▸ **WHAT TO PRODUCE**: Your task is to tally the lines of the listing containing the word "page" and report the figure alone.

[start]

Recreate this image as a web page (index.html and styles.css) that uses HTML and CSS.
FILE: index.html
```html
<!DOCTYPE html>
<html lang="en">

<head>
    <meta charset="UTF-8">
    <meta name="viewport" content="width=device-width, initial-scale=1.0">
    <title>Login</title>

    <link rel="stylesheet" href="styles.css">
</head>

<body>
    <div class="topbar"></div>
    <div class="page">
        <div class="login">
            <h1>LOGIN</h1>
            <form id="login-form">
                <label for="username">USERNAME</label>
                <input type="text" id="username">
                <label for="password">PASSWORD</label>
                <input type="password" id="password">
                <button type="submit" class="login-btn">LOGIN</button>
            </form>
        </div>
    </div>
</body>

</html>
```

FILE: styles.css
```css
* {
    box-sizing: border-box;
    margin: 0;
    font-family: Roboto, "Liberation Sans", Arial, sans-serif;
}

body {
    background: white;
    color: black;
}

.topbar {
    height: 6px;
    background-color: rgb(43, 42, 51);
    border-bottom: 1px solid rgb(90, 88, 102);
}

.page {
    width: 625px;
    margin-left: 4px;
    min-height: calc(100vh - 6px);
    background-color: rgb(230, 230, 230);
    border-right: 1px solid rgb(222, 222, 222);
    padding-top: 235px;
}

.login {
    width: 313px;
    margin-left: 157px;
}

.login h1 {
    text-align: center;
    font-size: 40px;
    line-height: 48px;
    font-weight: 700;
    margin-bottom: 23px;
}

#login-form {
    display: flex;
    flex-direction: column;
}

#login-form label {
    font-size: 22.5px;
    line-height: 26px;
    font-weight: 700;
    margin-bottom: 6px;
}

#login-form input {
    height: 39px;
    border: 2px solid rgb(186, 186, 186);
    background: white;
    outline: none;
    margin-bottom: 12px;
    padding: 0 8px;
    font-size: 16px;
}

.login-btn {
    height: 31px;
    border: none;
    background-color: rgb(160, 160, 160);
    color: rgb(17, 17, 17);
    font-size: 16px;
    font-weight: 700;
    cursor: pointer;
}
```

[end]

▸ **FINISHED ANSWER**: 3